(Set task): Can you set down, exactly as they appear below, the lines from the opening of the material through the one bearing "margin-left: 5px; padding-top: 1px;", minus the pictures?

====== Supplied material

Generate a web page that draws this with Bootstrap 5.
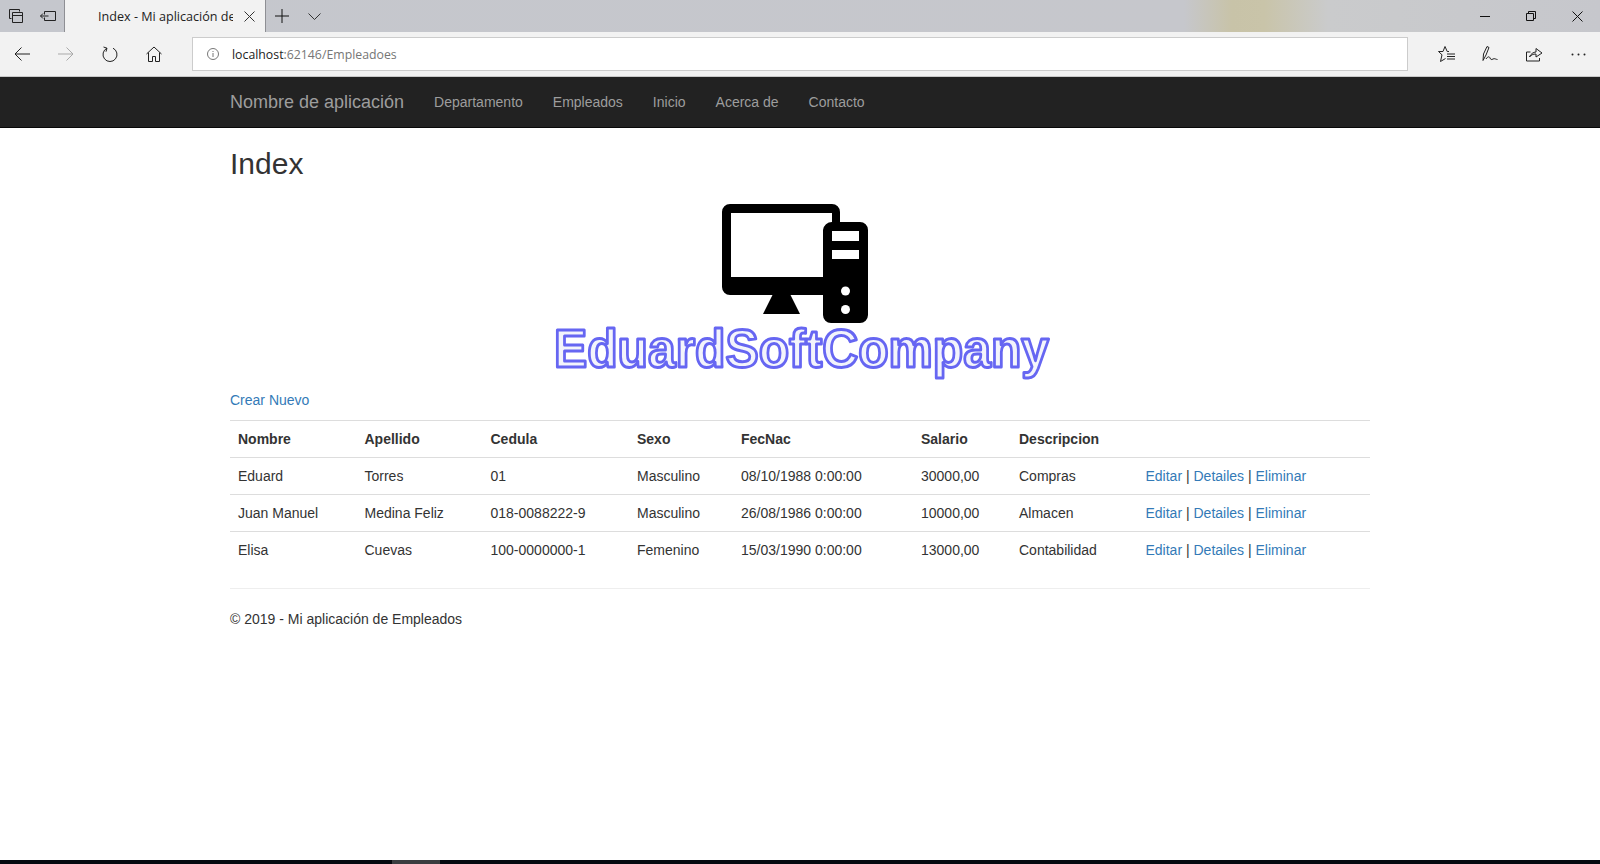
<!DOCTYPE html>
<html lang="es">
<head>
  <meta charset="UTF-8">
  <title>Index - Mi aplicación de Empleados</title>
  <meta name="viewport" content="width=device-width, initial-scale=1">
  <link href="https://cdn.jsdelivr.net/npm/bootstrap@5.3.2/dist/css/bootstrap.min.css" rel="stylesheet">
  <style>
    html, body { height: 100%; }
    body { font-family: "Liberation Sans", Arial, sans-serif; font-size: 14px; line-height: 20px; color: #333; overflow: hidden; }
    a { color: #337ab7; text-decoration: none; }
    svg { display: block; }

    .edge-strip { height: 32px; background: linear-gradient(90deg, #c5c7cd 0%, #c6c7cc 74%, #c8c3a8 77%, #c9c4a9 79%, #cacbcc 83%, #c6c7cc 100%); }
    .strip-btn { width: 32px; height: 32px; color: #222; }
    .win-btn { width: 46px; height: 32px; color: #111; }
    .edge-tab { width: 202px; height: 32px; background: #f2f2f2; border-left: 1px solid #8e8f94; border-right: 1px solid #8e8f94; padding-left: 33px; padding-right: 10px; font-family: "Open Sans", "Noto Sans", sans-serif; font-size: 12.6px; color: #222; }
    .edge-tab-title { width: 135px; padding-top: 1px; white-space: nowrap; overflow: hidden; }
    .edge-bar { height: 45px; background: #f2f2f2; border-bottom: 1px solid #c9c9c9; }
    .bar-btn { width: 44px; height: 44px; color: #222; }
    .bar-btn-off { color: #a9a9a9; }
    .edge-address { height: 34px; margin-left: 16px; margin-right: 16px; background: #fff; border: 1px solid #ccc; padding-left: 14px; font-family: "Open Sans", "Noto Sans", sans-serif; font-size: 12.3px; color: #767676; }
    .edge-host { color: #222; }
    .edge-url { margin-left: 5px; padding-top: 1px; }

    .app-nav { height: 51px; background: #222; border-bottom: 1px solid #080808; }
    .app-wrap { width: 1170px; padding: 0 15px; margin: 0 auto; }
    .app-brand { font-size: 18px; color: #9d9d9d; margin-right: 15px; }
    .app-link { color: #9d9d9d; padding: 0 15px; }

    .page-title { font-family: inherit; font-size: 30px; line-height: 33px; font-weight: 500; color: #333; margin: 19px 0 11px; }
    .logo-art { width: 600px; height: 199px; margin: 0 auto; }
    .logo-word { font-family: "Liberation Sans", Arial, sans-serif; font-weight: 700; font-size: 54px; fill: #f3f4fb; stroke: #6666f2; stroke-width: 3px; stroke-linejoin: round; }
    .new-line { margin-bottom: 10px; }

    .emp-table.table { margin-bottom: 20px; table-layout: fixed; color: #333; }
    .emp-table.table > :not(caption) > * > * { padding: 8px; border-width: 1px 0 0; border-color: #ddd; color: #333; box-shadow: none; }
    .emp-table th:nth-child(1) { width: 126.5px; }
    .emp-table th:nth-child(2) { width: 126px; }
    .emp-table th:nth-child(3) { width: 146.500px; }
    .emp-table th:nth-child(4) { width: 104px; }
    .emp-table th:nth-child(5) { width: 180px; }
    .emp-table th:nth-child(6) { width: 98px; }
    .emp-table th:nth-child(7) { width: 126.5px; }

    .foot-rule { margin: 20px 0; border: 0; border-top: 1px solid #eee; opacity: 1; }
    .task-strip { height: 4px; background: #05090f; }
    .task-on { width: 48px; margin-left: 392px; height: 4px; background: #3a3d40; }
  </style>
</head>
<body class="d-flex flex-column">

  <div class="edge-strip d-flex align-items-center flex-shrink-0">
    <div class="strip-btn d-flex align-items-center justify-content-center">
      <svg width="16" height="16" viewBox="0 0 16 16" fill="none" stroke="currentColor"><path d="M1.5 1.5h10v2M1.5 1.5v9h2M4.500 4.500h10v10h-10zM4.500 7.500h10"/></svg>
    </div>
    <div class="strip-btn d-flex align-items-center justify-content-center">
      <svg width="16" height="16" viewBox="0 0 16 16" fill="none" stroke="currentColor"><path d="M4.500 3.500h11v9h-11v-3M4.500 6.500v-3M.5 8h8M3 5.500 .5 8 3 10.500"/></svg>
    </div>
    <div class="edge-tab d-flex align-items-center justify-content-between">
      <span class="edge-tab-title">Index - Mi aplicación de Empleados</span>
      <svg width="11" height="11" viewBox="0 0 11 11" fill="none" stroke="#333"><path d="M.5.5l10 10M10.500.5l-10 10"/></svg>
    </div>
    <div class="strip-btn d-flex align-items-center justify-content-center">
      <svg width="14" height="14" viewBox="0 0 14 14" fill="none" stroke="#111"><path d="M7 0v14M0 7h14"/></svg>
    </div>
    <div class="strip-btn d-flex align-items-center justify-content-center">
      <svg width="13" height="7" viewBox="0 0 13 7" fill="none" stroke="#333"><path d="M.5.5l6 6 6-6"/></svg>
    </div>
    <div class="flex-grow-1"></div>
    <div class="win-btn d-flex align-items-center justify-content-center">
      <svg width="10" height="10" viewBox="0 0 10 10" fill="none" stroke="currentColor"><path d="M0 5.500h10"/></svg>
    </div>
    <div class="win-btn d-flex align-items-center justify-content-center">
      <svg width="10" height="10" viewBox="0 0 10 10" fill="none" stroke="currentColor"><path d="M.5 2.500h7v7h-7zM2.500 2.500v-2h7v7h-2"/></svg>
    </div>
    <div class="win-btn d-flex align-items-center justify-content-center">
      <svg width="11" height="11" viewBox="0 0 11 11" fill="none" stroke="currentColor"><path d="M.5.5l10 10M10.500.5l-10 10"/></svg>
    </div>
  </div>

  <div class="edge-bar d-flex align-items-center flex-shrink-0">
    <div class="bar-btn d-flex align-items-center justify-content-center">
      <svg width="16" height="14" viewBox="0 0 16 14" fill="none" stroke="currentColor"><path d="M16 7H1M7.500.5 1 7l6.500 6.500"/></svg>
    </div>
    <div class="bar-btn bar-btn-off d-flex align-items-center justify-content-center">
      <svg width="16" height="14" viewBox="0 0 16 14" fill="none" stroke="currentColor"><path d="M0 7h15M8.500.5 15 7l-6.500 6.500"/></svg>
    </div>
    <div class="bar-btn d-flex align-items-center justify-content-center">
      <svg width="16" height="16" viewBox="0 0 16 16" fill="none" stroke="currentColor"><path d="M5 2.200A7 7 0 1 0 11 2.200M1.500 1 5 2.200 4 5.700"/></svg>
    </div>
    <div class="bar-btn d-flex align-items-center justify-content-center">
      <svg width="16" height="16" viewBox="0 0 16 16" fill="none" stroke="currentColor"><path d="M.5 8 8 1l7.500 7M2.500 6.500v9h4v-5h3v5h4v-9"/></svg>
    </div>
    <div class="edge-address flex-grow-1 d-flex align-items-center gap-2">
      <svg width="12" height="12" viewBox="0 0 12 12" fill="none" stroke="#777"><circle cx="6" cy="6" r="5.500"/><path d="M6 5v4M6 3v1"/></svg>
      <span class="edge-url"><span class="edge-host">localhost</span>:62146/Empleadoes</span>
    </div>
    <div class="bar-btn d-flex align-items-center justify-content-center">
      <svg width="17" height="17" viewBox="0 0 17 17" fill="none" stroke="currentColor"><path d="M11 5.500H9.200L7 .5 5 5.500H.5L4 8.800 2.500 15.500l5-3M9 8h8M9 10.500h8M9 13h8"/></svg>
    </div>
    <div class="bar-btn d-flex align-items-center justify-content-center">
      <svg width="16" height="18" viewBox="0 0 16 18" fill="none" stroke="currentColor"><path d="M1 15.500 1.500 9 5 1.500 7 2.500 4 10zM4 14c2-3 3.500-2.500 4-1s1.500 2 3 1 3 .5 4.500.5"/></svg>
    </div>
    <div class="bar-btn d-flex align-items-center justify-content-center">
      <svg width="17" height="16" viewBox="0 0 17 16" fill="none" stroke="currentColor"><path d="M.5 6v9h13v-3M.5 6h4M3.500 11c1-3 4-5 6.500-5V2.500l6 4.500-6 4V8c-3 0-5 1-6.500 3z"/></svg>
    </div>
    <div class="bar-btn d-flex align-items-center justify-content-center">
      <svg width="15" height="3" viewBox="0 0 15 3" fill="currentColor"><circle cx="1.500" cy="1.500" r="1"/><circle cx="7.500" cy="1.500" r="1"/><circle cx="13.500" cy="1.500" r="1"/></svg>
    </div>
  </div>

  <nav class="app-nav flex-shrink-0">
    <div class="app-wrap h-100 d-flex align-items-center">
      <a class="app-brand" href="#">Nombre de aplicación</a>
      <a class="app-link" href="#">Departamento</a>
      <a class="app-link" href="#">Empleados</a>
      <a class="app-link" href="#">Inicio</a>
      <a class="app-link" href="#">Acerca de</a>
      <a class="app-link" href="#">Contacto</a>
    </div>
  </nav>

  <main class="flex-grow-1">
    <div class="app-wrap">
      <h2 class="page-title">Index</h2>

      <svg class="logo-art" viewBox="500 191 600 199" role="img" aria-label="EduardSoftCompany">
        <defs>
          <filter id="soft" x="-5%" y="-20%" width="110%" height="140%"><feGaussianBlur stdDeviation="0.6"/></filter>
        </defs>
        <path fill="#000" d="M730 204h102a8 8 0 0 1 8 8v10h20a8 8 0 0 1 8 8v85a8 8 0 0 1-8 8h-29a8 8 0 0 1-8-8v-20h-32.500l9.500 19h-37l9.500-19H730a8 8 0 0 1-8-8v-75a8 8 0 0 1 8-8z"/>
        <path fill="#fff" d="M731 213h101v9a9 9 0 0 0-9 8v47h-92zM832 231h27v10h-27zM832 250h27v9h-27z"/>
        <circle fill="#fff" cx="845.500" cy="291" r="4.500"/>
        <circle fill="#fff" cx="845.500" cy="309.500" r="4.500"/>
        <text class="logo-word" x="554" y="366.500" textLength="495" lengthAdjust="spacingAndGlyphs" filter="url(#soft)">EduardSoftCompany</text>
      </svg>

      <p class="new-line"><a href="#">Crear Nuevo</a></p>

      <table class="table emp-table">
        <thead>
          <tr>
            <th>Nombre</th>
            <th>Apellido</th>
            <th>Cedula</th>
            <th>Sexo</th>
            <th>FecNac</th>
            <th>Salario</th>
            <th>Descripcion</th>
            <th></th>
          </tr>
        </thead>
        <tbody>
          <tr>
            <td>Eduard</td><td>Torres</td><td>01</td><td>Masculino</td><td>08/10/1988 0:00:00</td><td>30000,00</td><td>Compras</td>
            <td><a href="#">Editar</a> | <a href="#">Detailes</a> | <a href="#">Eliminar</a></td>
          </tr>
          <tr>
            <td>Juan Manuel</td><td>Medina Feliz</td><td>018-0088222-9</td><td>Masculino</td><td>26/08/1986 0:00:00</td><td>10000,00</td><td>Almacen</td>
            <td><a href="#">Editar</a> | <a href="#">Detailes</a> | <a href="#">Eliminar</a></td>
          </tr>
          <tr>
            <td>Elisa</td><td>Cuevas</td><td>100-0000000-1</td><td>Femenino</td><td>15/03/1990 0:00:00</td><td>13000,00</td><td>Contabilidad</td>
            <td><a href="#">Editar</a> | <a href="#">Detailes</a> | <a href="#">Eliminar</a></td>
          </tr>
        </tbody>
      </table>

      <hr class="foot-rule">
      <footer>
        <p class="mb-0">© 2019 - Mi aplicación de Empleados</p>
      </footer>
    </div>
  </main>

  <div class="task-strip flex-shrink-0"><div class="task-on"></div></div>

</body>
</html>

============

(Full solution):
Generate a web page that draws this with Bootstrap 5.
<!DOCTYPE html>
<html lang="es">
<head>
  <meta charset="UTF-8">
  <title>Index - Mi aplicación de Empleados</title>
  <meta name="viewport" content="width=device-width, initial-scale=1">
  <link href="https://cdn.jsdelivr.net/npm/bootstrap@5.3.2/dist/css/bootstrap.min.css" rel="stylesheet">
  <style>
    html, body { height: 100%; }
    body { font-family: "Liberation Sans", Arial, sans-serif; font-size: 14px; line-height: 20px; color: #333; overflow: hidden; }
    a { color: #337ab7; text-decoration: none; }
    svg { display: block; }

    .edge-strip { height: 32px; background: linear-gradient(90deg, #c5c7cd 0%, #c6c7cc 74%, #c8c3a8 77%, #c9c4a9 79%, #cacbcc 83%, #c6c7cc 100%); }
    .strip-btn { width: 32px; height: 32px; color: #222; }
    .win-btn { width: 46px; height: 32px; color: #111; }
    .edge-tab { width: 202px; height: 32px; background: #f2f2f2; border-left: 1px solid #8e8f94; border-right: 1px solid #8e8f94; padding-left: 33px; padding-right: 10px; font-family: "Open Sans", "Noto Sans", sans-serif; font-size: 12.6px; color: #222; }
    .edge-tab-title { width: 135px; padding-top: 1px; white-space: nowrap; overflow: hidden; }
    .edge-bar { height: 45px; background: #f2f2f2; border-bottom: 1px solid #c9c9c9; }
    .bar-btn { width: 44px; height: 44px; color: #222; }
    .bar-btn-off { color: #a9a9a9; }
    .edge-address { height: 34px; margin-left: 16px; margin-right: 16px; background: #fff; border: 1px solid #ccc; padding-left: 14px; font-family: "Open Sans", "Noto Sans", sans-serif; font-size: 12.3px; color: #767676; }
    .edge-host { color: #222; }
    .edge-url { margin-left: 5px; padding-top: 1px; }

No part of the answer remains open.